## begin TASK DATA

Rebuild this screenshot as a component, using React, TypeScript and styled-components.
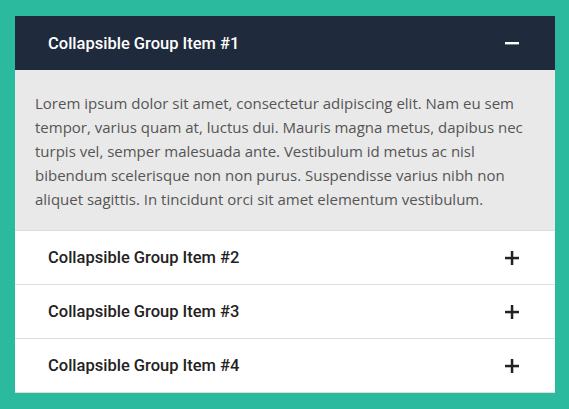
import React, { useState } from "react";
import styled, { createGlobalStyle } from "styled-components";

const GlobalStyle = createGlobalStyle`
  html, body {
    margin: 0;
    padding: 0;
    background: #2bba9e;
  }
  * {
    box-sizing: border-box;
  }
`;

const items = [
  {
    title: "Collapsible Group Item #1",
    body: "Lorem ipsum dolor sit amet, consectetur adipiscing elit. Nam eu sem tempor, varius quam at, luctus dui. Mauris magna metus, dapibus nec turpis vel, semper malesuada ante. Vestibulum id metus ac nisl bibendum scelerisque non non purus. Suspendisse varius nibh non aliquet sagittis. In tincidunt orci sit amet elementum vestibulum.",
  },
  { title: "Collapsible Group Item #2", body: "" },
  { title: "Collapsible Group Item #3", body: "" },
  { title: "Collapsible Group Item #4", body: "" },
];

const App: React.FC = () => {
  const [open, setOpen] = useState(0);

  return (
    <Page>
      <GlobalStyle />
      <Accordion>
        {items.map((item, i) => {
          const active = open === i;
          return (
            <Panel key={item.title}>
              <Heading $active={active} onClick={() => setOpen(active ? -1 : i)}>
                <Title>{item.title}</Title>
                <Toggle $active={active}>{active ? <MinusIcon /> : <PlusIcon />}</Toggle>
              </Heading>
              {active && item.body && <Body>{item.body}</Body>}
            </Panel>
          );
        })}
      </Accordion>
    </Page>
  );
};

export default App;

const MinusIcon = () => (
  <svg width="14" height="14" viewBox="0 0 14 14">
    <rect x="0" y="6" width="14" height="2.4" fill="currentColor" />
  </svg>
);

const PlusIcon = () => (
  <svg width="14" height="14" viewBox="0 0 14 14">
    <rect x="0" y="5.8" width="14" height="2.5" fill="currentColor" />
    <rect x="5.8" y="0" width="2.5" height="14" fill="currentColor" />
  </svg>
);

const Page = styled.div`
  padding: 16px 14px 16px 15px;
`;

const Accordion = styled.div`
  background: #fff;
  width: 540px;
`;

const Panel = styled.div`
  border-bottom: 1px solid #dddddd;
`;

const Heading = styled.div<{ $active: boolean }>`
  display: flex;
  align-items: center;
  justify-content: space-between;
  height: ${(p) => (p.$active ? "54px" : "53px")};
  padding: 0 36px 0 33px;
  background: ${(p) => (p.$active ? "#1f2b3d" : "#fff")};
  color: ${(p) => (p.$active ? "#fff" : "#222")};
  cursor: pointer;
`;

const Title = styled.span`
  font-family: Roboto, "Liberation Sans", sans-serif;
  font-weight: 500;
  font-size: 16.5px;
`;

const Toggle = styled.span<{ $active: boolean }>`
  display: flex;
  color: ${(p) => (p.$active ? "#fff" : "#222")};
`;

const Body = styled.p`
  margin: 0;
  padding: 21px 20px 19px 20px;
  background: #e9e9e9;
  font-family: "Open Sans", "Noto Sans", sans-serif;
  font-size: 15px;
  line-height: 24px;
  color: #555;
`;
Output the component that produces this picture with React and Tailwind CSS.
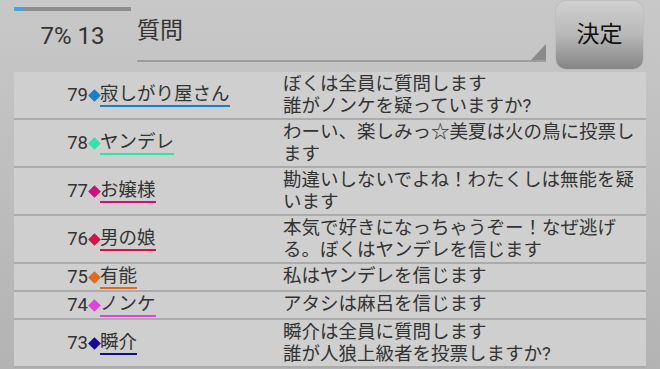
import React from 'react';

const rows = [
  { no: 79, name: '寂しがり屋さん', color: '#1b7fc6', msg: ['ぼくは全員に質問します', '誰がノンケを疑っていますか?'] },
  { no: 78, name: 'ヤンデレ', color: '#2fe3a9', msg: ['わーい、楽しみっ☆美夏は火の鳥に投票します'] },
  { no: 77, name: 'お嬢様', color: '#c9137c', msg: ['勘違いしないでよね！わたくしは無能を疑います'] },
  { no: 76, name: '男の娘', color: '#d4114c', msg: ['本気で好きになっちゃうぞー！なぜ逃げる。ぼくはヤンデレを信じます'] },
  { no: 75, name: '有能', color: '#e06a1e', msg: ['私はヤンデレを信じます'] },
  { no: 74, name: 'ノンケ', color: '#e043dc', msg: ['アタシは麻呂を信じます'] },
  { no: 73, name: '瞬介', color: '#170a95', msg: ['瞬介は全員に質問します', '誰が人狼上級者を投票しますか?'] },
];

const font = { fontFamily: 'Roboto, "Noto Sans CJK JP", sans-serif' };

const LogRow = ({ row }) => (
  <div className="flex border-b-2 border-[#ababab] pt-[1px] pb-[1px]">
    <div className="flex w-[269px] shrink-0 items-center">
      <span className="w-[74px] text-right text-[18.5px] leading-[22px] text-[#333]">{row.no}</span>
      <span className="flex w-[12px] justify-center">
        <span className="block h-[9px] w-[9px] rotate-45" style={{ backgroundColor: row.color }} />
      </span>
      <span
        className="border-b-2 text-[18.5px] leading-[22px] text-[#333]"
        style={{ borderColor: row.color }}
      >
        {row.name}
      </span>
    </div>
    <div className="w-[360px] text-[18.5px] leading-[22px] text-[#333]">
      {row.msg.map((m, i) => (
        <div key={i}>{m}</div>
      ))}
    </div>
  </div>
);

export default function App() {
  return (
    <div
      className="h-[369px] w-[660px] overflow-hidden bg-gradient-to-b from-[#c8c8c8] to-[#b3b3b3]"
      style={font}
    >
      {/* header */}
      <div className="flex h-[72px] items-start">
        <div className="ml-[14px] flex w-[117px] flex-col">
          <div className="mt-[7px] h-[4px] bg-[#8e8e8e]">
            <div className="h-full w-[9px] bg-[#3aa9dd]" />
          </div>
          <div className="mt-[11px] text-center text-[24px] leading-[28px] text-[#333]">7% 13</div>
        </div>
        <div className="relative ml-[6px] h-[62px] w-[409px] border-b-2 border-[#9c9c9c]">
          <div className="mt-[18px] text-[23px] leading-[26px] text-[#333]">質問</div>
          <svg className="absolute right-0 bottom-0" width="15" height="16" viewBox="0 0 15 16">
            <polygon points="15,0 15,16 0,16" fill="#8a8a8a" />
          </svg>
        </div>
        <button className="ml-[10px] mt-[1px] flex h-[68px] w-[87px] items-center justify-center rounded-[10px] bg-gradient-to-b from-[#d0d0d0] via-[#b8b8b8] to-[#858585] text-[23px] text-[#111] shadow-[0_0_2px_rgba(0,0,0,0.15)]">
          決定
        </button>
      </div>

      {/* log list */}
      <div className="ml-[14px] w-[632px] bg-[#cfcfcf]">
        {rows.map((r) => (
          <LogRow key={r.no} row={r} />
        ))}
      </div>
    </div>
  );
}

## end TASK DATA
## begin TASK DATA

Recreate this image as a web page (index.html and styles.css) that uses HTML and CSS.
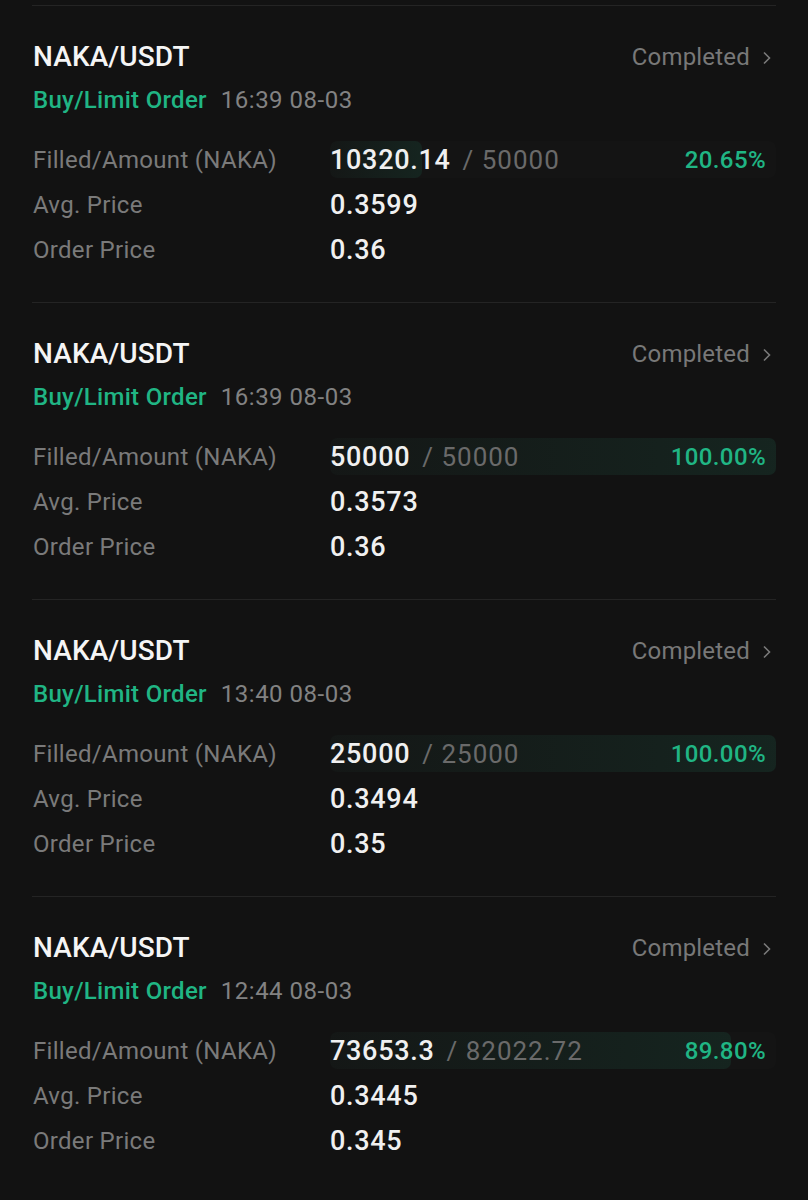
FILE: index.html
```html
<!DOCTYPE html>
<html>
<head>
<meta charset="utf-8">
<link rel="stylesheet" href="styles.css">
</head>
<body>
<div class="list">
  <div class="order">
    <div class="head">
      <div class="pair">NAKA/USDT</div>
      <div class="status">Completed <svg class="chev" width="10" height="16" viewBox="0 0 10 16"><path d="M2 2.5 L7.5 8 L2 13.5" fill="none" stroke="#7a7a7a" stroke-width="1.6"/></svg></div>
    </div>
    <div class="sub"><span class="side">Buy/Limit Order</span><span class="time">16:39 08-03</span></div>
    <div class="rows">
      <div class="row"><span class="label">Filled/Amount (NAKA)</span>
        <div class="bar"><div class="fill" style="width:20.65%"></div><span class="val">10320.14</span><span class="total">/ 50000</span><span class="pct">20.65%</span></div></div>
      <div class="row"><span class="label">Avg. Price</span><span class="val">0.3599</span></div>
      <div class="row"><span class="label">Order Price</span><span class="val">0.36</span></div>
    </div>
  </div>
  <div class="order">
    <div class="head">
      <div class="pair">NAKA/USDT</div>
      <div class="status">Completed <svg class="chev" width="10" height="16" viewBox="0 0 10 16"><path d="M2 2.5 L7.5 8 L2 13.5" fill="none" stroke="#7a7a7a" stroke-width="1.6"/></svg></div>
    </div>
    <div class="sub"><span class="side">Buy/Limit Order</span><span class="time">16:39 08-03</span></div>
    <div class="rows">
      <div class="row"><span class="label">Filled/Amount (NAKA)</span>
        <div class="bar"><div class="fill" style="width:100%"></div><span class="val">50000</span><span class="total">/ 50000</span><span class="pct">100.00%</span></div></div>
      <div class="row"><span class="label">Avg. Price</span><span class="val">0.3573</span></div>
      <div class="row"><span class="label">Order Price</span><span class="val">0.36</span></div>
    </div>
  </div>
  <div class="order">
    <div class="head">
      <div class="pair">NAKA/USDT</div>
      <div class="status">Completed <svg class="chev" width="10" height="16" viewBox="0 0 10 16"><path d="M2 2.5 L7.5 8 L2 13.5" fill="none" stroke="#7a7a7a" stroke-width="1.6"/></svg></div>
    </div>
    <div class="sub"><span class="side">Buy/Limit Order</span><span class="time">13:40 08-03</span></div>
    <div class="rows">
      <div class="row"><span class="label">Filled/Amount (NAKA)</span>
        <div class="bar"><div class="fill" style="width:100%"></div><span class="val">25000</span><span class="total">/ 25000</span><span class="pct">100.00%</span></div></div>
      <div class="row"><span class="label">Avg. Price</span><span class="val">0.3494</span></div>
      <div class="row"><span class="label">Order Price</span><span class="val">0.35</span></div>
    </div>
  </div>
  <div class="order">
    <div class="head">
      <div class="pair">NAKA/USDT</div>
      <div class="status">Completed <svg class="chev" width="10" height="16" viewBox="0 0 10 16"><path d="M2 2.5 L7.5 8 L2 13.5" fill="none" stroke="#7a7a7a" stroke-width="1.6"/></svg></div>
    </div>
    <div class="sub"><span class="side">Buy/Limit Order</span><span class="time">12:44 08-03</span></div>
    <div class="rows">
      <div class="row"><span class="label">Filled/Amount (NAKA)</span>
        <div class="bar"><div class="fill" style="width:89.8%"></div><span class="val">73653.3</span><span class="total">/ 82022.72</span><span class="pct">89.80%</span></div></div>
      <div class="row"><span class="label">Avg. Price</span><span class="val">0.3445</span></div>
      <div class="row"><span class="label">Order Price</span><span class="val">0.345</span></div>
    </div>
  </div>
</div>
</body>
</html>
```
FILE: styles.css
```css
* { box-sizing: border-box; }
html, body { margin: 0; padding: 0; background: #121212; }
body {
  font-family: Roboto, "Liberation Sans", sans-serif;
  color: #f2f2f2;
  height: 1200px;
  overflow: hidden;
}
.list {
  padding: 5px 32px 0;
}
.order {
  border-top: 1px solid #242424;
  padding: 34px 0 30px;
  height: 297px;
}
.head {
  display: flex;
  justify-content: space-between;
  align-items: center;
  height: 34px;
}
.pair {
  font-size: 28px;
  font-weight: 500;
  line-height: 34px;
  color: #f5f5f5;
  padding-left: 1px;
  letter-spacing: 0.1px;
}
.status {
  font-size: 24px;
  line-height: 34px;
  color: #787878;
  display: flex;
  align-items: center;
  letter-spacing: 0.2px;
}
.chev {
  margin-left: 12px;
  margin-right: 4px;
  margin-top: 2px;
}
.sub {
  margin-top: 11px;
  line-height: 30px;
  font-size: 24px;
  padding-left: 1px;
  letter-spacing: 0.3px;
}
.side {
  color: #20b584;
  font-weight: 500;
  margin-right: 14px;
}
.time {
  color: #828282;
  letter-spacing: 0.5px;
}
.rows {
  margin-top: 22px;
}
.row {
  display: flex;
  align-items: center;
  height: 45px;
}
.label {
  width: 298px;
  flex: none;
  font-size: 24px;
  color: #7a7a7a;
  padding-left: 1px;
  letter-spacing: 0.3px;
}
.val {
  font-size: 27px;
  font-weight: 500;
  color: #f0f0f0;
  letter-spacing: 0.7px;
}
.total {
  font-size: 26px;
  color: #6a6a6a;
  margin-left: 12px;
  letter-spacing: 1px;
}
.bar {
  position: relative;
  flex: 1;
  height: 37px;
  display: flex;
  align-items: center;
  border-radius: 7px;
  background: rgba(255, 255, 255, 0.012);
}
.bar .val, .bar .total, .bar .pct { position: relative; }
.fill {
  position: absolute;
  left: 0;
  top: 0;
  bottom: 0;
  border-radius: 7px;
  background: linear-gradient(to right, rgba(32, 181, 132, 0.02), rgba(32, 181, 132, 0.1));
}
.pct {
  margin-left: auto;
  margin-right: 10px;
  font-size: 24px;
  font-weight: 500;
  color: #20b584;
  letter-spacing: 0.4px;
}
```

## end TASK DATA

From the data above, copy out every line with the string "styles" in it.

- THE OUTPUT
Recreate this image as a web page (index.html and styles.css) that uses HTML and CSS.
<link rel="stylesheet" href="styles.css">
FILE: styles.css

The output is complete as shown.